*Excerpted data*.
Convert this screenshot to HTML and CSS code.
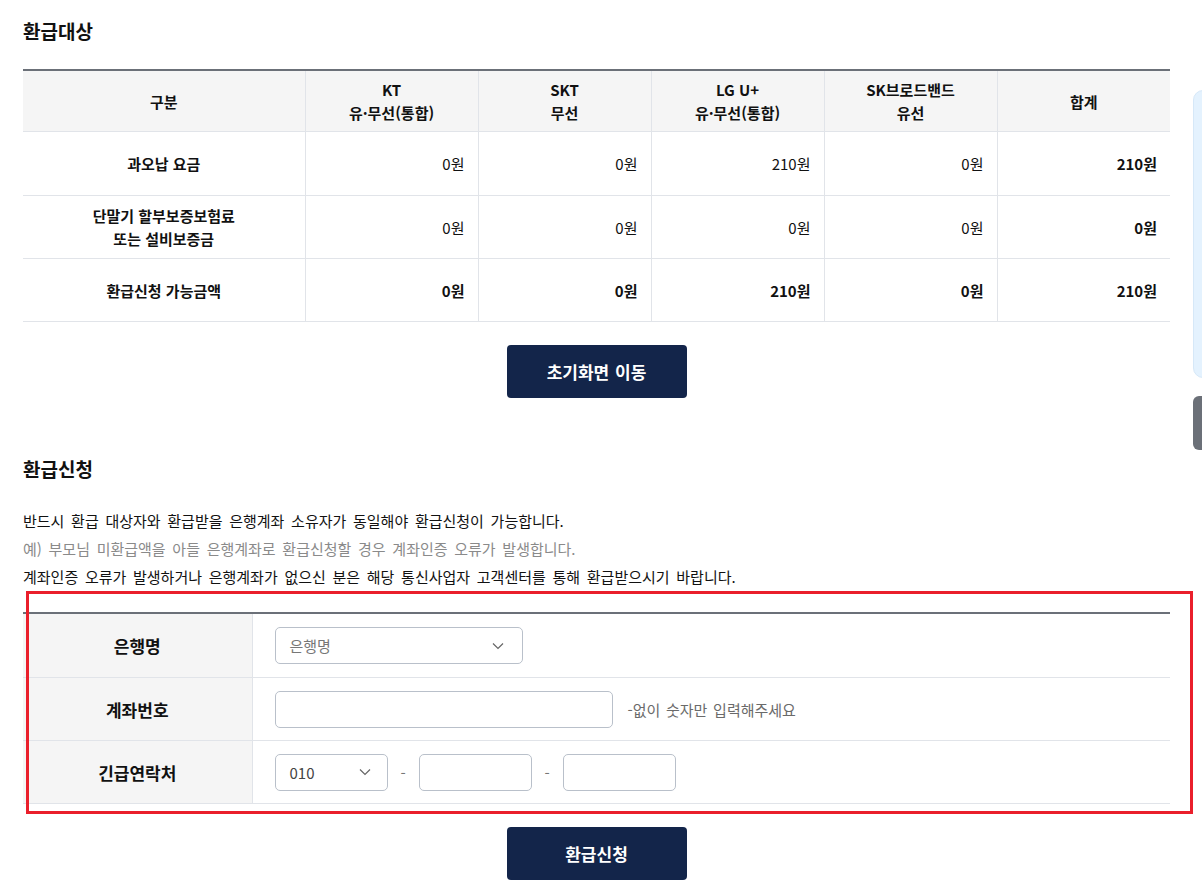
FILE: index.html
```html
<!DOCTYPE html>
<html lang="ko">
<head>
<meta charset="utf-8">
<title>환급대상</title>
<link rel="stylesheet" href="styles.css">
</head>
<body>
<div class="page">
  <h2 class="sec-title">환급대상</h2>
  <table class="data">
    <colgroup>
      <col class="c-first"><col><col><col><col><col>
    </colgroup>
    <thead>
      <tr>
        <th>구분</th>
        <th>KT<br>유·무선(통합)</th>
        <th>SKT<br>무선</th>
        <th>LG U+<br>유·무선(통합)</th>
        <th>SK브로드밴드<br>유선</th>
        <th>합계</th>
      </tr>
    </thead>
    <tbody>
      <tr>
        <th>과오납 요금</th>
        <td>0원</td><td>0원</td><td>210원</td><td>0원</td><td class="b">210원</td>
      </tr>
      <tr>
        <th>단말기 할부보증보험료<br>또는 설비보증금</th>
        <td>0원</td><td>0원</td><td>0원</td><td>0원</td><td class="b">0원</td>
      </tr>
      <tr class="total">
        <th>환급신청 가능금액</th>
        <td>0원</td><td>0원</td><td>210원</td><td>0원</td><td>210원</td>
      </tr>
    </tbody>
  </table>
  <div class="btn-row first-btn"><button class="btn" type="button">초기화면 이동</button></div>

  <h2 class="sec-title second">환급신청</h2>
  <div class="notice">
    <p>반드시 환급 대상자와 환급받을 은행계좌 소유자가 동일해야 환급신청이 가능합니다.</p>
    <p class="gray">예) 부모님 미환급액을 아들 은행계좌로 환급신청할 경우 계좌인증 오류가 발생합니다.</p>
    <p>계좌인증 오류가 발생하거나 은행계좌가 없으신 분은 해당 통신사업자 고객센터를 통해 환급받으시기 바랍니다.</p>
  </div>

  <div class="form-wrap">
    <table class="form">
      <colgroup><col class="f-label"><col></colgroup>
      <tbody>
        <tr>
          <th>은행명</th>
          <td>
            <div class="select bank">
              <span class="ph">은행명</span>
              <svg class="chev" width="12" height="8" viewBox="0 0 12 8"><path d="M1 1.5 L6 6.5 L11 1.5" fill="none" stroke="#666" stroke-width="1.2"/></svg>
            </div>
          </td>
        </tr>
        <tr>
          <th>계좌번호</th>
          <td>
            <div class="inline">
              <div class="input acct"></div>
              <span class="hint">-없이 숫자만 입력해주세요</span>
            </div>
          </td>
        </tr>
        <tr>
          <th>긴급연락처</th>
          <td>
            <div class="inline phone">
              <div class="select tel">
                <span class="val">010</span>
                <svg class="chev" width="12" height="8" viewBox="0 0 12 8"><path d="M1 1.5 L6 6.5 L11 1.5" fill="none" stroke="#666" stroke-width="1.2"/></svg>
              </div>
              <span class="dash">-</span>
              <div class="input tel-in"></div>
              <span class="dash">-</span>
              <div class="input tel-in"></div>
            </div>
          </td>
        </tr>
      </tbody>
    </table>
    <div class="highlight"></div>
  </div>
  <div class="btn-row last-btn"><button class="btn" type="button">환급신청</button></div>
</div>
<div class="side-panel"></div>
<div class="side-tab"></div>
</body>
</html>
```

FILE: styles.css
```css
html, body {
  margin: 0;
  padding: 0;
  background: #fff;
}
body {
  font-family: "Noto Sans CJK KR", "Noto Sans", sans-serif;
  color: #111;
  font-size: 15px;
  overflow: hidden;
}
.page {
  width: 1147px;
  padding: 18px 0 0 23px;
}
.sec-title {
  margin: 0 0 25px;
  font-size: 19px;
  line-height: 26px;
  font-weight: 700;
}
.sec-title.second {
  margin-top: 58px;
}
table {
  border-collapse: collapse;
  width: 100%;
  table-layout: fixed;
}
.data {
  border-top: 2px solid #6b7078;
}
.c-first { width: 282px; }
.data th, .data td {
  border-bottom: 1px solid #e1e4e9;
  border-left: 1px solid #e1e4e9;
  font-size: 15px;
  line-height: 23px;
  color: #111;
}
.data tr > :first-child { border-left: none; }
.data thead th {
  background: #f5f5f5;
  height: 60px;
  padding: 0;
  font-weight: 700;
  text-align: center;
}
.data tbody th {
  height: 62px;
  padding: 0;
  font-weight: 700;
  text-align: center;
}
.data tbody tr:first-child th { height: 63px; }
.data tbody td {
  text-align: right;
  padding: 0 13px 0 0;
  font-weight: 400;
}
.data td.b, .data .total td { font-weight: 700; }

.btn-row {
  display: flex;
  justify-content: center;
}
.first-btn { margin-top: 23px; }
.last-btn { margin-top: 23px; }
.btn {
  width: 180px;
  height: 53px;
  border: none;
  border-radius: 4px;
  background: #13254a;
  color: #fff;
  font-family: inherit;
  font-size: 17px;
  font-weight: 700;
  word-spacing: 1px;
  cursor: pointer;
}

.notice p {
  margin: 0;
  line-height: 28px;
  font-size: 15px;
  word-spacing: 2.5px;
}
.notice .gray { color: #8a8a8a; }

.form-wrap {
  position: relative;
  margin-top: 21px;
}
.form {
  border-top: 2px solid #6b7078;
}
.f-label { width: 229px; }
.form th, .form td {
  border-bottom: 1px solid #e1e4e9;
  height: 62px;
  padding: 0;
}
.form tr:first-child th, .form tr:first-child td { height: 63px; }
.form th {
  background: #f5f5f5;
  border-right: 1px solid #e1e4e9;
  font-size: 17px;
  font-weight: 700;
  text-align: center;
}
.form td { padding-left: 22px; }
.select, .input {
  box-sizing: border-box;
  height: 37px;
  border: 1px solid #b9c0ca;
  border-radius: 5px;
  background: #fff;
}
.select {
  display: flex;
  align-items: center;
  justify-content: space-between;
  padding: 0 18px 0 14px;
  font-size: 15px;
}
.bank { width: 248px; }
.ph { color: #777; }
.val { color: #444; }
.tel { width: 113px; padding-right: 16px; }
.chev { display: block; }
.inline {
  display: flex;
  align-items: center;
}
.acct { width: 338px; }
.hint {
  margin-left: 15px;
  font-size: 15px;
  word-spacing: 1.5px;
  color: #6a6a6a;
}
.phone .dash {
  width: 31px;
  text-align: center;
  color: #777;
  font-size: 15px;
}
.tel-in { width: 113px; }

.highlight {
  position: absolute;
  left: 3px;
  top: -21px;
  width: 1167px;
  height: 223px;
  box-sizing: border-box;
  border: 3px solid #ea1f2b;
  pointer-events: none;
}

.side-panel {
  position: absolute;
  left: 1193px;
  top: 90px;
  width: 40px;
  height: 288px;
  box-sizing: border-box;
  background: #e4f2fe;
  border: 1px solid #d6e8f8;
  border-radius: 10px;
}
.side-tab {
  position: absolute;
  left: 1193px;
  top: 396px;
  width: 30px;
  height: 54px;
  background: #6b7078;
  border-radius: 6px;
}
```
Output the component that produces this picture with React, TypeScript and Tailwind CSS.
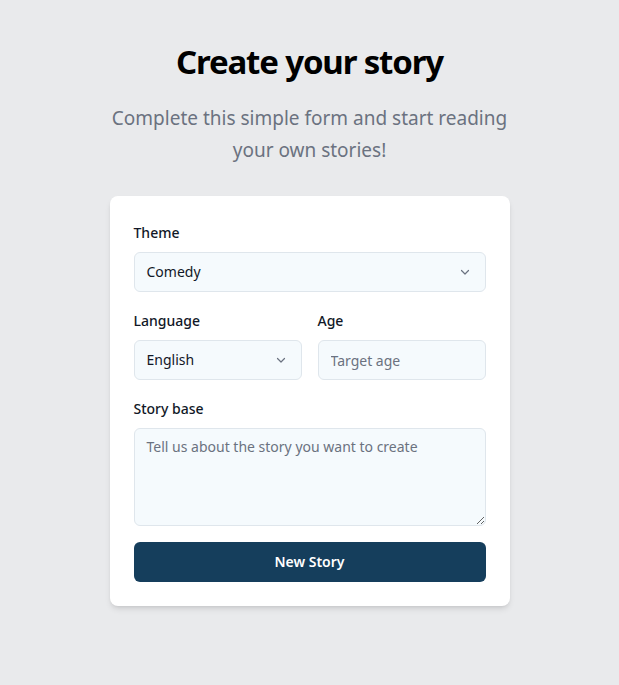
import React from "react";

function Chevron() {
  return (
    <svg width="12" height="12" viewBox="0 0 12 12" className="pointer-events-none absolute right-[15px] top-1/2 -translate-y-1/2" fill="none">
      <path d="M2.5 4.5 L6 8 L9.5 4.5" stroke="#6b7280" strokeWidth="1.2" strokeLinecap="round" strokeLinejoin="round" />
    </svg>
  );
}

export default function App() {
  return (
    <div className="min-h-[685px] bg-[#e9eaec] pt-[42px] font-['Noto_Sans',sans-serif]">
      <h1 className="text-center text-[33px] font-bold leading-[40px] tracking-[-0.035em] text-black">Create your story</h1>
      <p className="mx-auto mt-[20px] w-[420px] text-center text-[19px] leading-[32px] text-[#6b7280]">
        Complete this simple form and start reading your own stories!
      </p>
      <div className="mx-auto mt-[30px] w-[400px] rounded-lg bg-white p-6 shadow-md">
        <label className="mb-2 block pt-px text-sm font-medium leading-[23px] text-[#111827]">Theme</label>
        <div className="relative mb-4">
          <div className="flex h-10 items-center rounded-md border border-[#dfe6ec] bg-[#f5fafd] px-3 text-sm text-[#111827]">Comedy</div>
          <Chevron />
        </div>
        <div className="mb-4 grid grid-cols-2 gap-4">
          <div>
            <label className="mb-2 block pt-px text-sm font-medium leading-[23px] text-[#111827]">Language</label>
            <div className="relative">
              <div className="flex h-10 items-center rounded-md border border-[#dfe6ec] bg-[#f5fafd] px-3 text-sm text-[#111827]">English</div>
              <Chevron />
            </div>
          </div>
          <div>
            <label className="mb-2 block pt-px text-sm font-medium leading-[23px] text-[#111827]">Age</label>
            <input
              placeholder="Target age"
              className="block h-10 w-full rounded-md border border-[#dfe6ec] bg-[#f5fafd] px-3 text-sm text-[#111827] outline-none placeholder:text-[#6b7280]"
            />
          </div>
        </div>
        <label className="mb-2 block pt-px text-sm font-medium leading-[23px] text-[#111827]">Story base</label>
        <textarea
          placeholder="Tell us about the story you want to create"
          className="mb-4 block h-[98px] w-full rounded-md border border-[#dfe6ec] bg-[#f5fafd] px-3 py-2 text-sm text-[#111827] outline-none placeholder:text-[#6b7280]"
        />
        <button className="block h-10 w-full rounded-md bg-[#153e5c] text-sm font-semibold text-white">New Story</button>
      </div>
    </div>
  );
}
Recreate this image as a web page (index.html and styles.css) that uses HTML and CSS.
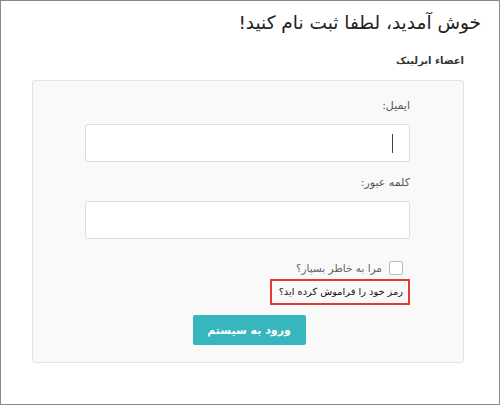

*Problem details*. In the records above, find the lines containing "styles" and copy them.

*Exercise response*.
<link rel="stylesheet" href="styles.css">
FILE: styles.css
Recreate this image as a web page (index.html and styles.css) that uses HTML and CSS.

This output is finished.